- **Your objective**
Return all of the data exactly, with nothing left out but the pictures.

- **Given material**
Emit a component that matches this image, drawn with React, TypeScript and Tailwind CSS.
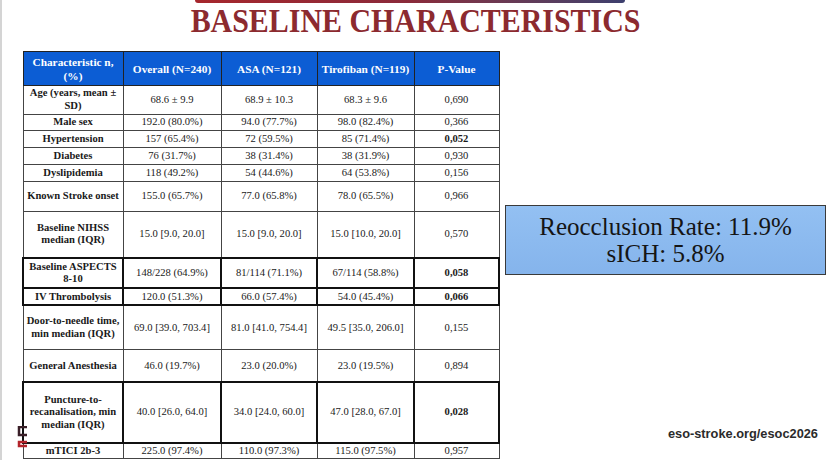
type Row = {
  label: string[];
  overall: string;
  asa: string;
  tiro: string;
  p: string;
  h: string;
  thick?: boolean;
  boldP?: boolean;
};

const rows: Row[] = [
  { label: ["Age (years, mean ±", "SD)"], overall: "68.6 ± 9.9", asa: "68.9 ± 10.3", tiro: "68.3 ± 9.6", p: "0,690", h: "h-[27px]" },
  { label: ["Male sex"], overall: "192.0 (80.0%)", asa: "94.0 (77.7%)", tiro: "98.0 (82.4%)", p: "0,366", h: "h-[16px]" },
  { label: ["Hypertension"], overall: "157 (65.4%)", asa: "72 (59.5%)", tiro: "85 (71.4%)", p: "0,052", h: "h-[16px]", boldP: true },
  { label: ["Diabetes"], overall: "76 (31.7%)", asa: "38 (31.4%)", tiro: "38 (31.9%)", p: "0,930", h: "h-[16px]" },
  { label: ["Dyslipidemia"], overall: "118 (49.2%)", asa: "54 (44.6%)", tiro: "64 (53.8%)", p: "0,156", h: "h-[16px]" },
  { label: ["Known Stroke onset"], overall: "155.0 (65.7%)", asa: "77.0 (65.8%)", tiro: "78.0 (65.5%)", p: "0,966", h: "h-[28px]" },
  { label: ["Baseline NIHSS", "median (IQR)"], overall: "15.0 [9.0, 20.0]", asa: "15.0 [9.0, 20.0]", tiro: "15.0 [10.0, 20.0]", p: "0,570", h: "h-[44px]" },
  { label: ["Baseline ASPECTS", "8-10"], overall: "148/228 (64.9%)", asa: "81/114 (71.1%)", tiro: "67/114 (58.8%)", p: "0,058", h: "h-[29px]", thick: true, boldP: true },
  { label: ["IV Thrombolysis"], overall: "120.0 (51.3%)", asa: "66.0 (57.4%)", tiro: "54.0 (45.4%)", p: "0,066", h: "h-[16px]", thick: true, boldP: true },
  { label: ["Door-to-needle time,", "min median (IQR)"], overall: "69.0 [39.0, 703.4]", asa: "81.0 [41.0, 754.4]", tiro: "49.5 [35.0, 206.0]", p: "0,155", h: "h-[42px]" },
  { label: ["General Anesthesia"], overall: "46.0 (19.7%)", asa: "23.0 (20.0%)", tiro: "23.0 (19.5%)", p: "0,894", h: "h-[31px]" },
  { label: ["Puncture-to-", "recanalisation, min", "median (IQR)"], overall: "40.0 [26.0, 64.0]", asa: "34.0 [24.0, 60.0]", tiro: "47.0 [28.0, 67.0]", p: "0,028", h: "h-[57px]", thick: true, boldP: true },
  { label: ["mTICI 2b-3"], overall: "225.0 (97.4%)", asa: "110.0 (97.3%)", tiro: "115.0 (97.5%)", p: "0,957", h: "h-[15px]" },
];

const serif = "font-['Liberation_Serif','Times_New_Roman',serif]";

export default function App() {
  return (
    <div className={`relative w-[830px] h-[460px] overflow-hidden bg-white border-l-2 border-[#d4d4d4] ${serif}`}>
      {/* cut-off logo on the slide edge */}
      <svg className="absolute left-[14px] top-[426px]" width="14" height="22" viewBox="0 0 14 22">
        <path d="M11 1 H3 V9 H11" fill="none" stroke="#3a1f28" strokeWidth="2.5" />
        <path d="M11 16 H3 V20 H11" fill="none" stroke="#b3242b" strokeWidth="2.5" />
      </svg>

      <div className="flex justify-center">
        <div className="ml-[-12px] w-[430px] h-[3px] rounded-b-full bg-gradient-to-r from-[#a6262c] via-[#8a2a3a] to-[#3c3f6e]" />
      </div>

      <h1 className="mt-[-2px] h-[40px] flex justify-center text-[34px] leading-[40px] font-bold text-[#8c2a2f]">
        <span className="inline-block scale-x-[0.88]">BASELINE CHARACTERISTICS</span>
      </h1>

      <div className="flex mt-[10px] h-[408px]">
        <table className={`ml-[20px] border-collapse table-fixed w-[476px] text-center text-[10.6px] leading-[12px] text-[#1a1a1a] ${serif}`}>
          <colgroup>
            <col className="w-[100px]" />
            <col className="w-[98px]" />
            <col className="w-[96px]" />
            <col className="w-[97px]" />
            <col className="w-[85px]" />
          </colgroup>
          <thead>
            <tr className={`h-[34px] bg-[#0c5dd4] text-white font-bold text-[11.3px] leading-[14px] ${serif}`}>
              <th className="border border-[#222] px-0">Characteristic n,<br />(%)</th>
              <th className="border border-[#222] px-0 whitespace-nowrap">Overall (N=240)</th>
              <th className="border border-[#222] px-0 whitespace-nowrap">ASA (N=121)</th>
              <th className="border border-[#222] px-0 whitespace-nowrap">Tirofiban (N=119)</th>
              <th className="border border-[#222] px-0">P-Value</th>
            </tr>
          </thead>
          <tbody className={serif}>
            {rows.map((r) => {
              const b = r.thick ? "border-2 border-[#111]" : "border border-[#444]";
              return (
                <tr key={r.label.join(" ")} className={r.h}>
                  <td className={`${b} px-0.5 py-0 font-bold text-[10.6px] leading-[12.5px]`}>
                    {r.label.map((l, i) => (
                      <div key={i}>{l}</div>
                    ))}
                  </td>
                  <td className={`${b} px-1 py-0`}>{r.overall}</td>
                  <td className={`${b} px-1 py-0`}>{r.asa}</td>
                  <td className={`${b} px-1 py-0`}>{r.tiro}</td>
                  <td className={`${b} px-1 py-0 ${r.boldP ? "font-bold" : ""}`}>{r.p}</td>
                </tr>
              );
            })}
          </tbody>
        </table>

        <div className="flex flex-col flex-1 ml-[5px] mr-[5px]">
          <div className="mt-[154px] h-[70px] w-[321px] border border-[#3a3a3a] bg-gradient-to-b from-[#93c0f2] to-[#85b4ec] flex flex-col items-center justify-center text-[25px] leading-[27px] text-[#151515]">
            <div>Reocclusion Rate: 11.9%</div>
            <div>sICH: 5.8%</div>
          </div>
          <div className="mt-auto mb-[16px] self-end mr-[8px] font-['Liberation_Sans',Arial,sans-serif] text-[12.8px] font-semibold text-[#2b2b2b]">
            eso-stroke.org/esoc2026
          </div>
        </div>
      </div>
    </div>
  );
}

- **Task solution**
Emit a component that matches this image, drawn with React, TypeScript and Tailwind CSS.
type Row = {
  label: string[];
  overall: string;
  asa: string;
  tiro: string;
  p: string;
  h: string;
  thick?: boolean;
  boldP?: boolean;
};

const rows: Row[] = [
  { label: ["Age (years, mean ±", "SD)"], overall: "68.6 ± 9.9", asa: "68.9 ± 10.3", tiro: "68.3 ± 9.6", p: "0,690", h: "h-[27px]" },
  { label: ["Male sex"], overall: "192.0 (80.0%)", asa: "94.0 (77.7%)", tiro: "98.0 (82.4%)", p: "0,366", h: "h-[16px]" },
  { label: ["Hypertension"], overall: "157 (65.4%)", asa: "72 (59.5%)", tiro: "85 (71.4%)", p: "0,052", h: "h-[16px]", boldP: true },
  { label: ["Diabetes"], overall: "76 (31.7%)", asa: "38 (31.4%)", tiro: "38 (31.9%)", p: "0,930", h: "h-[16px]" },
  { label: ["Dyslipidemia"], overall: "118 (49.2%)", asa: "54 (44.6%)", tiro: "64 (53.8%)", p: "0,156", h: "h-[16px]" },
  { label: ["Known Stroke onset"], overall: "155.0 (65.7%)", asa: "77.0 (65.8%)", tiro: "78.0 (65.5%)", p: "0,966", h: "h-[28px]" },
  { label: ["Baseline NIHSS", "median (IQR)"], overall: "15.0 [9.0, 20.0]", asa: "15.0 [9.0, 20.0]", tiro: "15.0 [10.0, 20.0]", p: "0,570", h: "h-[44px]" },
  { label: ["Baseline ASPECTS", "8-10"], overall: "148/228 (64.9%)", asa: "81/114 (71.1%)", tiro: "67/114 (58.8%)", p: "0,058", h: "h-[29px]", thick: true, boldP: true },
  { label: ["IV Thrombolysis"], overall: "120.0 (51.3%)", asa: "66.0 (57.4%)", tiro: "54.0 (45.4%)", p: "0,066", h: "h-[16px]", thick: true, boldP: true },
  { label: ["Door-to-needle time,", "min median (IQR)"], overall: "69.0 [39.0, 703.4]", asa: "81.0 [41.0, 754.4]", tiro: "49.5 [35.0, 206.0]", p: "0,155", h: "h-[42px]" },
  { label: ["General Anesthesia"], overall: "46.0 (19.7%)", asa: "23.0 (20.0%)", tiro: "23.0 (19.5%)", p: "0,894", h: "h-[31px]" },
  { label: ["Puncture-to-", "recanalisation, min", "median (IQR)"], overall: "40.0 [26.0, 64.0]", asa: "34.0 [24.0, 60.0]", tiro: "47.0 [28.0, 67.0]", p: "0,028", h: "h-[57px]", thick: true, boldP: true },
  { label: ["mTICI 2b-3"], overall: "225.0 (97.4%)", asa: "110.0 (97.3%)", tiro: "115.0 (97.5%)", p: "0,957", h: "h-[15px]" },
];

const serif = "font-['Liberation_Serif','Times_New_Roman',serif]";

export default function App() {
  return (
    <div className={`relative w-[830px] h-[460px] overflow-hidden bg-white border-l-2 border-[#d4d4d4] ${serif}`}>
      {/* cut-off logo on the slide edge */}
      <svg className="absolute left-[14px] top-[426px]" width="14" height="22" viewBox="0 0 14 22">
        <path d="M11 1 H3 V9 H11" fill="none" stroke="#3a1f28" strokeWidth="2.5" />
        <path d="M11 16 H3 V20 H11" fill="none" stroke="#b3242b" strokeWidth="2.5" />
      </svg>

      <div className="flex justify-center">
        <div className="ml-[-12px] w-[430px] h-[3px] rounded-b-full bg-gradient-to-r from-[#a6262c] via-[#8a2a3a] to-[#3c3f6e]" />
      </div>

      <h1 className="mt-[-2px] h-[40px] flex justify-center text-[34px] leading-[40px] font-bold text-[#8c2a2f]">
        <span className="inline-block scale-x-[0.88]">BASELINE CHARACTERISTICS</span>
      </h1>

      <div className="flex mt-[10px] h-[408px]">
        <table className={`ml-[20px] border-collapse table-fixed w-[476px] text-center text-[10.6px] leading-[12px] text-[#1a1a1a] ${serif}`}>
          <colgroup>
            <col className="w-[100px]" />
            <col className="w-[98px]" />
            <col className="w-[96px]" />
            <col className="w-[97px]" />
            <col className="w-[85px]" />
          </colgroup>
          <thead>
            <tr className={`h-[34px] bg-[#0c5dd4] text-white font-bold text-[11.3px] leading-[14px] ${serif}`}>
              <th className="border border-[#222] px-0">Characteristic n,<br />(%)</th>
              <th className="border border-[#222] px-0 whitespace-nowrap">Overall (N=240)</th>
              <th className="border border-[#222] px-0 whitespace-nowrap">ASA (N=121)</th>
              <th className="border border-[#222] px-0 whitespace-nowrap">Tirofiban (N=119)</th>
              <th className="border border-[#222] px-0">P-Value</th>
            </tr>
          </thead>
          <tbody className={serif}>
            {rows.map((r) => {
              const b = r.thick ? "border-2 border-[#111]" : "border border-[#444]";
              return (
                <tr key={r.label.join(" ")} className={r.h}>
                  <td className={`${b} px-0.5 py-0 font-bold text-[10.6px] leading-[12.5px]`}>
                    {r.label.map((l, i) => (
                      <div key={i}>{l}</div>
                    ))}
                  </td>
                  <td className={`${b} px-1 py-0`}>{r.overall}</td>
                  <td className={`${b} px-1 py-0`}>{r.asa}</td>
                  <td className={`${b} px-1 py-0`}>{r.tiro}</td>
                  <td className={`${b} px-1 py-0 ${r.boldP ? "font-bold" : ""}`}>{r.p}</td>
                </tr>
              );
            })}
          </tbody>
        </table>

        <div className="flex flex-col flex-1 ml-[5px] mr-[5px]">
          <div className="mt-[154px] h-[70px] w-[321px] border border-[#3a3a3a] bg-gradient-to-b from-[#93c0f2] to-[#85b4ec] flex flex-col items-center justify-center text-[25px] leading-[27px] text-[#151515]">
            <div>Reocclusion Rate: 11.9%</div>
            <div>sICH: 5.8%</div>
          </div>
          <div className="mt-auto mb-[16px] self-end mr-[8px] font-['Liberation_Sans',Arial,sans-serif] text-[12.8px] font-semibold text-[#2b2b2b]">
            eso-stroke.org/esoc2026
          </div>
        </div>
      </div>
    </div>
  );
}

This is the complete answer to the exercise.